The ROC curve shows at a glance the proportion of anomalous examples that positively identified, as a function of the false positive rate.

Deploy your model

The last step in this process is to deploy your model and see how it might perform if used in the real world.

  1. In the Deployment view, click New deployment. The Create Deployment popup will appear.

  2. Select your last Experiment and your best epoch as your Checkpoint.

  3. Click the Enable button to deploy the experiment.

Test how it works using our web app

To test your model, you can use either use the Test Deployment button on the right-hand side of the deployment view or use the web app we made specifically for this case below.

  1. If you accessed the data from the data library, download and unzip these demo images.
    If you used the Colab notebook to create the dataset, use the file created by the notebook.

    The demo images are the spectrograms of 5 normal and 5 anomalous audio recordings.
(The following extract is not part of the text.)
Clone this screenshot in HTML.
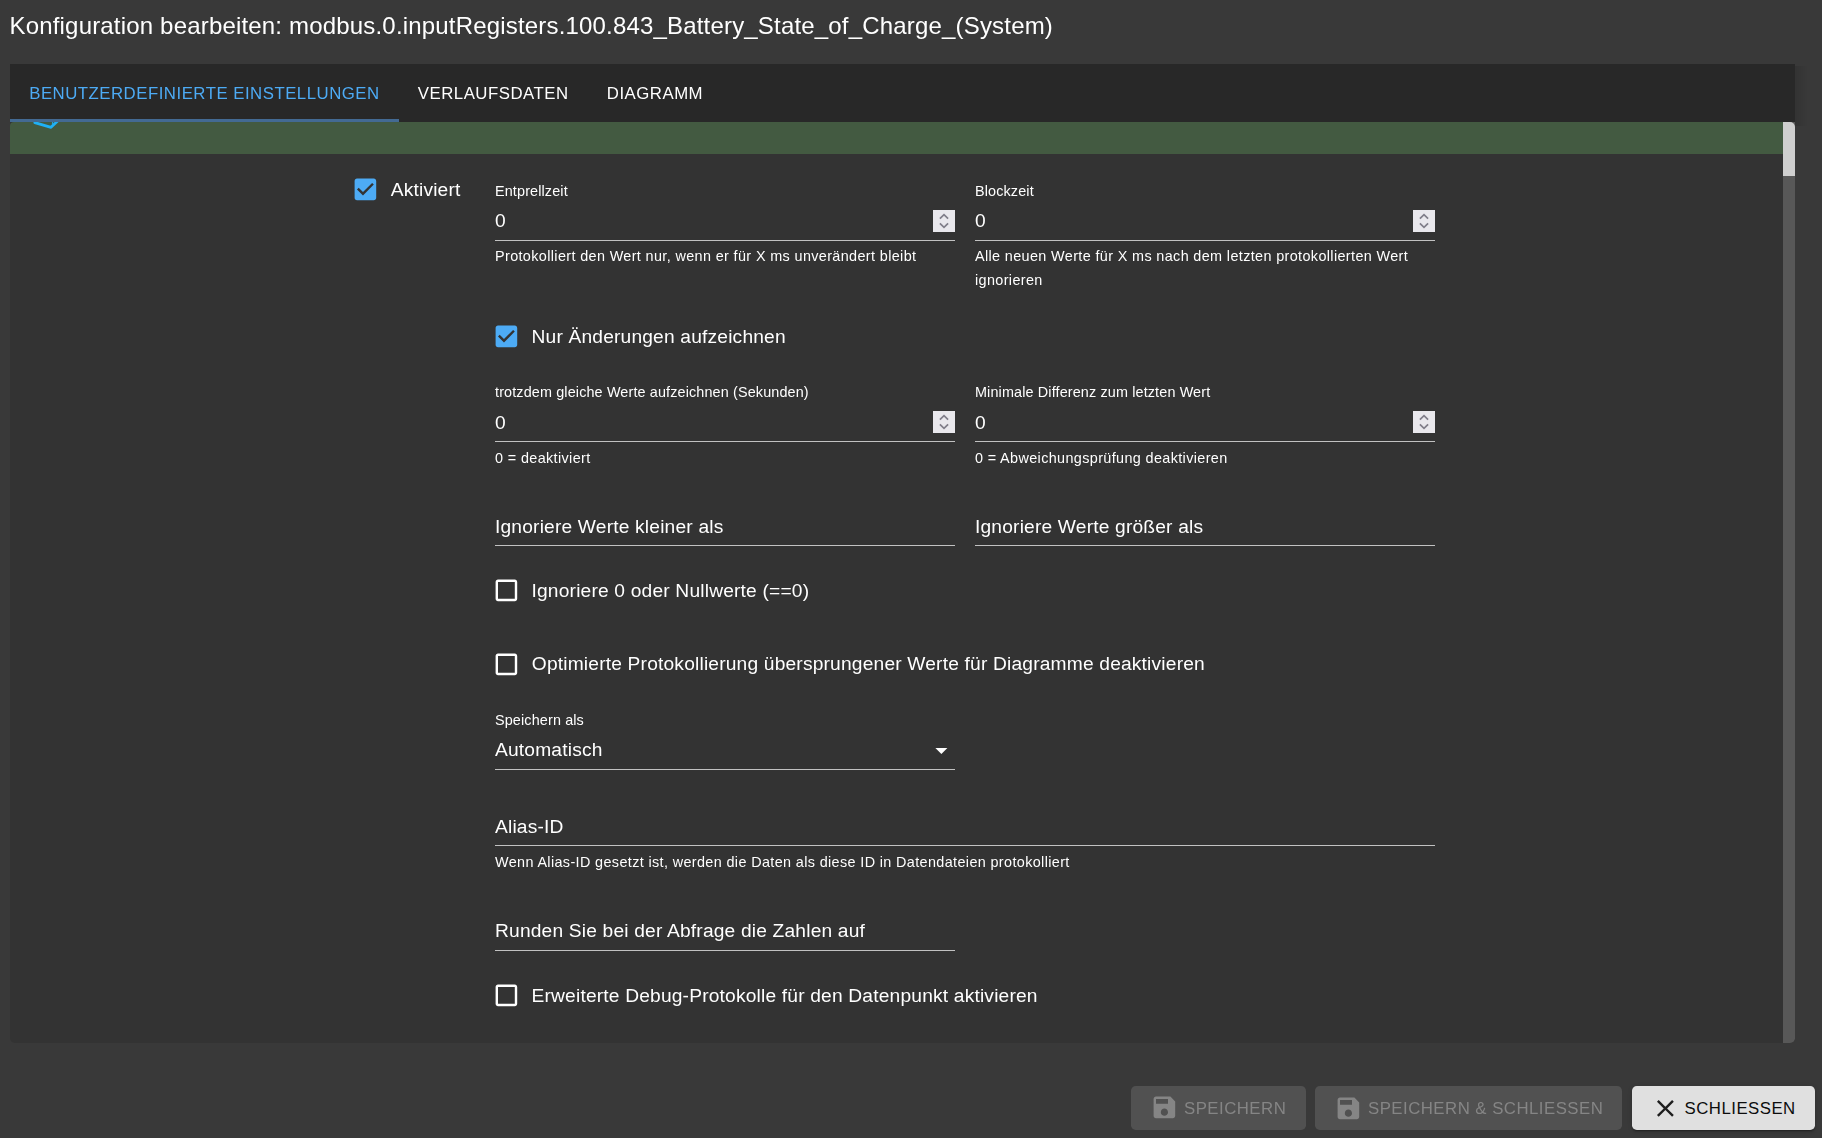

These 10 examples are not in the dataset used for training, meaning that that they have never been seen by the model before and represent new, unknown examples that we can use to test the model.

  2. Copy the URL and Token from the right-hand side of the deployment page and paste them into the corresponding fields in the app.

  3. Click the image icon to upload one of the test images. Once you have tried it, you can upload another image by clicking the image again.


Congratulations, you have completed the Audio analysis for industrial maintenance tutorial! In this experiment, you have solved a binary image classification problem that can be implemented in important real-life applications.

A model like this can be used to improve how maintenance is done, reducing costs and machine downtime by creating tailor-made maintenance schedules.

To take this a step further, you would need to create models that link machinery condition data (like the model built in this tutorial) to other data including input parameters and other sensors such as temperatures, weather conditions, etc., depending on the specific application. This would in turn allow predictive models that can say if a machine will break ahead of time.